I won’t bore you with stuff you can go look up yourself in a few minutes of web searching. But most of what you could learn about onmyodo on the internet can be read within less than an hour. Like many things Japanese, you probably need a decent institute library dedicated to Asian studies and a knowledge of Japanese and Chinese to penetrate it to any significant degree.
RO said he planned “to be studying the techniques of onmyodo“, but with the scanty resources available, I don’t see how. I’ll be pumping him for information to see if he’s made any headway.
Nonetheless, my desire to bring more magic into my aikido practice (or to get more magic out of my aikido practice) is still there, and although I can’t say I’ve found much about onmyodo beyond the superficial academic history book level, the search itself has given me some ideas.
As I’ve indicated in recent posts, I currently see devotional practices as the key to spiritualizing aikido: sincerely evoking O Sensei every time I get on the mat, attuning myself to the collective egregore of the art through aiki no kami as a tutelary spirit.

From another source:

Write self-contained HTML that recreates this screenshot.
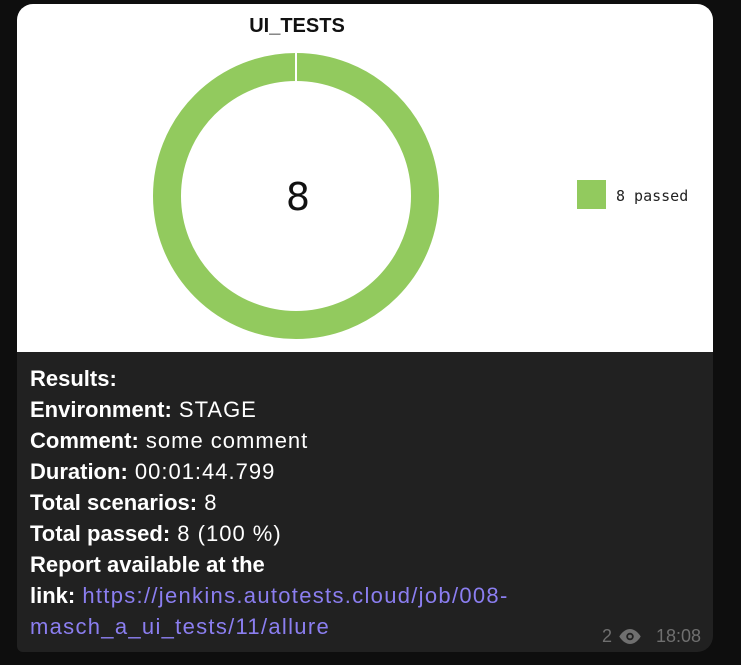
<!DOCTYPE html>
<html><head><style>
body{margin:0;background:#0e0e0e;width:741px;height:665px;overflow:hidden;font-family:"Liberation Sans",sans-serif;}
.card{position:absolute;left:17px;top:4px;width:696px;height:648px;background:#212121;border-radius:16px 16px 16px 6px;overflow:hidden;}
.img{position:absolute;left:0;top:0;width:696px;height:348px;background:#fff;}
.txt{position:absolute;left:13px;top:359px;color:#fff;font-size:22px;line-height:31px;letter-spacing:1px;}
.txt b{font-weight:bold;letter-spacing:0;}
.txt a{color:#8b7ef0;text-decoration:none;letter-spacing:1.3px;}
.meta{position:absolute;right:12px;bottom:5px;color:#6f6f6f;font-size:18px;display:flex;align-items:center;gap:6px;}
</style></head><body>
<div class="card">
<div class="img">
<svg width="696" height="348">
<text x="280" y="28" text-anchor="middle" font-family="Liberation Sans" font-weight="bold" font-size="20" fill="#111">UI_TESTS</text>
<circle cx="279" cy="192" r="129" fill="none" stroke="#92ca5e" stroke-width="28"/>
<line x1="279" y1="49" x2="279" y2="77" stroke="#fff" stroke-width="2"/>
<text x="281" y="206" text-anchor="middle" font-family="DejaVu Sans" font-size="38" fill="#111">8</text>
<rect x="560" y="176" width="29" height="29" fill="#92ca5e"/>
<text x="599" y="197" font-family="DejaVu Sans Mono" font-size="15" fill="#222">8 passed</text>
</svg>
</div>
<div class="txt">
<b>Results:</b><br>
<b>Environment:</b> STAGE<br>
<b>Comment:</b> some comment<br>
<b>Duration:</b> 00:01:44.799<br>
<b>Total scenarios:</b> 8<br>
<b>Total passed:</b> 8 (100 %)<br>
<b>Report available at the</b><br>
<b>link:</b> <a>https://jenkins.autotests.cloud/job/008-</a><br>
<a>masch_a_ui_tests/11/allure</a>
</div>
<div class="meta"><span>2</span><svg width="24" height="15" viewBox="0 0 22 14"><path d="M1 7C4 2 8 0 11 0s7 2 10 7c-3 5-7 7-10 7S4 12 1 7z" fill="#6f6f6f"/><circle cx="11" cy="7" r="3.5" fill="#212121"/><circle cx="11" cy="7" r="1.8" fill="#6f6f6f"/></svg><span style="margin-left:8px">18:08</span></div>
</div>
</body></html>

It is an interesting experience to come back later in life to something you were heavily involved in earlier in your life. As I wrote about many times in the early days of this blog and in a previous blog, returning to Western/Hermetic occultism/mysticism after years of dedicating myself to other pursuits (higher education, martial arts, writing/journalism/editing career, raising a second family), I was amazed how the intervening years had given me a very different perspective on occultism, and how many things were much clearer to me since I had gained a lot of life experience in the meantime.
When I practiced aikido in the eighties and early nineties, my focus was on the Zen side of the Japanese martial arts. I have no idea why, but the Shinto aspect didn’t make as much of an impression on me back then.
As hard as it is to do Internet research on Japanese subjects when confined to European languages, I have occasionally been exploring mystical/metaphysical/religious/magical topics that might have relevance to Japanese martial arts.*
A few months back I became aware of the central role the kami Sarutahiko plays in budo.** He is an important figure in Japanese mythology: the highest of the “earthly” kami; guardian of the bridge between the earthly and heavenly realms. He carries a jeweled spear he got from his father Izanagi. It turns out that O Sensei prayed regularly to Sarutahiko, and he claimed Sarutahiko taught him some techniques that were eventually incorporated into aikido.
Taking this as just the clue I needed to further spiritualize my aikido practice, I printed out a good image of the god, put it in a frame, and placed it in our dojo. Now, first, you need to understand what I mean when I say “our dojo”. This is a fairly unique post-communist Hungarian situation. You see, in the days of state socialism, martial arts had a very limited presence in this society. Either you got training as a member of the military/police, or you belonged to a judo team, which the state sponsored. The state had a vested interest in judo, since it was an international Olympic sport, and excelling in sports was good propaganda for communist countries. To this day, there are judo facilities maintained by the state, because this policy of promoting the national image through the country’s athletes was never discontinued (along with many other policies and institutions that have been maintained uninterruptedly since the cold war).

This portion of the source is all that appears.